*What you should do*
Reproduce the lines of the material exactly, excluding every image.
## BEGIN Recorded information
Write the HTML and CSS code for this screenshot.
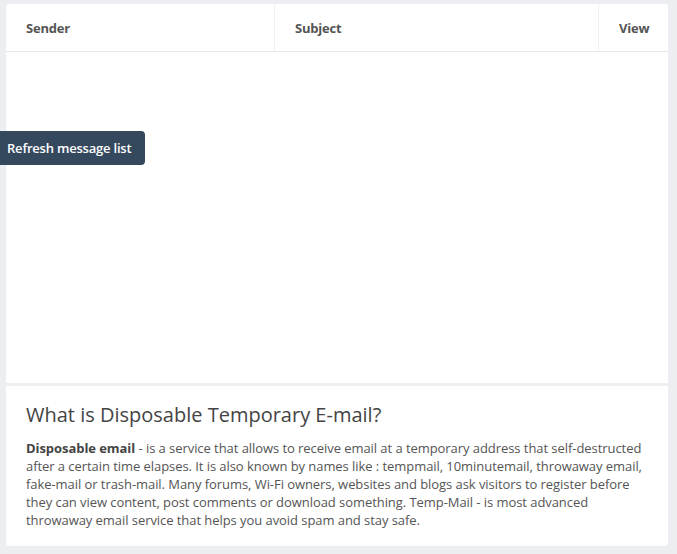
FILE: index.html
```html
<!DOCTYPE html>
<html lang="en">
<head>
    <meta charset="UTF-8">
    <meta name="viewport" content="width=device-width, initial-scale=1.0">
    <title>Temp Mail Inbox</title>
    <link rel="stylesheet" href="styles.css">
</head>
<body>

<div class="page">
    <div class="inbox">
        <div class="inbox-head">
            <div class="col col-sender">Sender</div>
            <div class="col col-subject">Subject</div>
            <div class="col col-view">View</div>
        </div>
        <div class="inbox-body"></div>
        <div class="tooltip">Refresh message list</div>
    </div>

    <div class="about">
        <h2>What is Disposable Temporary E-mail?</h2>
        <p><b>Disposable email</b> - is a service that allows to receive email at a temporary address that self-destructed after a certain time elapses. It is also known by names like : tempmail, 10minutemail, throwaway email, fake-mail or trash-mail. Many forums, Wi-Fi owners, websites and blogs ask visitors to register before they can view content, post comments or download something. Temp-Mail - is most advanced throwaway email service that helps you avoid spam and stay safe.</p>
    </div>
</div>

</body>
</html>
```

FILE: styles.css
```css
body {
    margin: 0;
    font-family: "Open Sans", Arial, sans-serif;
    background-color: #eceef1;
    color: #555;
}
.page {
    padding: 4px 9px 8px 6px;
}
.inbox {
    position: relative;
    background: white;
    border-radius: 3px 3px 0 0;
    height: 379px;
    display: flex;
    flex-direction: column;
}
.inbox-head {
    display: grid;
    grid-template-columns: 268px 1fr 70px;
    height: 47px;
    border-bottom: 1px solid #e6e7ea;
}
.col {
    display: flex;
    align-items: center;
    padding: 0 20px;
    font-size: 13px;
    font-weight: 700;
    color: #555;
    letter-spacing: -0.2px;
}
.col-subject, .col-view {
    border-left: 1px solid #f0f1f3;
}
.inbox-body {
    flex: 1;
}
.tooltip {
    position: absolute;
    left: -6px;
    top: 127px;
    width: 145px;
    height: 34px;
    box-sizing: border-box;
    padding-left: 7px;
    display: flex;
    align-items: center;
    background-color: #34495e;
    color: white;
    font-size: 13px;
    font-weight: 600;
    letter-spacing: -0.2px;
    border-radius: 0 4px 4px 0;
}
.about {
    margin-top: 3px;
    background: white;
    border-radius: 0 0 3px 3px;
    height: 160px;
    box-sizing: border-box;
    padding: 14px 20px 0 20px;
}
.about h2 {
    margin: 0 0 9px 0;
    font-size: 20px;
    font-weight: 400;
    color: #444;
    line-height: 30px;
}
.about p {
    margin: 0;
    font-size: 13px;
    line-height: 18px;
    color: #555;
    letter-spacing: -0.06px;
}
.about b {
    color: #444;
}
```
## END Recorded information
*Right answer*
Write the HTML and CSS code for this screenshot.
FILE: index.html
```html
<!DOCTYPE html>
<html lang="en">
<head>
    <meta charset="UTF-8">
    <meta name="viewport" content="width=device-width, initial-scale=1.0">
    <title>Temp Mail Inbox</title>
    <link rel="stylesheet" href="styles.css">
</head>
<body>

<div class="page">
    <div class="inbox">
        <div class="inbox-head">
            <div class="col col-sender">Sender</div>
            <div class="col col-subject">Subject</div>
            <div class="col col-view">View</div>
        </div>
        <div class="inbox-body"></div>
        <div class="tooltip">Refresh message list</div>
    </div>

    <div class="about">
        <h2>What is Disposable Temporary E-mail?</h2>
        <p><b>Disposable email</b> - is a service that allows to receive email at a temporary address that self-destructed after a certain time elapses. It is also known by names like : tempmail, 10minutemail, throwaway email, fake-mail or trash-mail. Many forums, Wi-Fi owners, websites and blogs ask visitors to register before they can view content, post comments or download something. Temp-Mail - is most advanced throwaway email service that helps you avoid spam and stay safe.</p>
    </div>
</div>

</body>
</html>
```

FILE: styles.css
```css
body {
    margin: 0;
    font-family: "Open Sans", Arial, sans-serif;
    background-color: #eceef1;
    color: #555;
}
.page {
    padding: 4px 9px 8px 6px;
}
.inbox {
    position: relative;
    background: white;
    border-radius: 3px 3px 0 0;
    height: 379px;
    display: flex;
    flex-direction: column;
}
.inbox-head {
    display: grid;
    grid-template-columns: 268px 1fr 70px;
    height: 47px;
    border-bottom: 1px solid #e6e7ea;
}
.col {
    display: flex;
    align-items: center;
    padding: 0 20px;
    font-size: 13px;
    font-weight: 700;
    color: #555;
    letter-spacing: -0.2px;
}
.col-subject, .col-view {
    border-left: 1px solid #f0f1f3;
}
.inbox-body {
    flex: 1;
}
.tooltip {
    position: absolute;
    left: -6px;
    top: 127px;
    width: 145px;
    height: 34px;
    box-sizing: border-box;
    padding-left: 7px;
    display: flex;
    align-items: center;
    background-color: #34495e;
    color: white;
    font-size: 13px;
    font-weight: 600;
    letter-spacing: -0.2px;
    border-radius: 0 4px 4px 0;
}
.about {
    margin-top: 3px;
    background: white;
    border-radius: 0 0 3px 3px;
    height: 160px;
    box-sizing: border-box;
    padding: 14px 20px 0 20px;
}
.about h2 {
    margin: 0 0 9px 0;
    font-size: 20px;
    font-weight: 400;
    color: #444;
    line-height: 30px;
}
.about p {
    margin: 0;
    font-size: 13px;
    line-height: 18px;
    color: #555;
    letter-spacing: -0.06px;
}
.about b {
    color: #444;
}
```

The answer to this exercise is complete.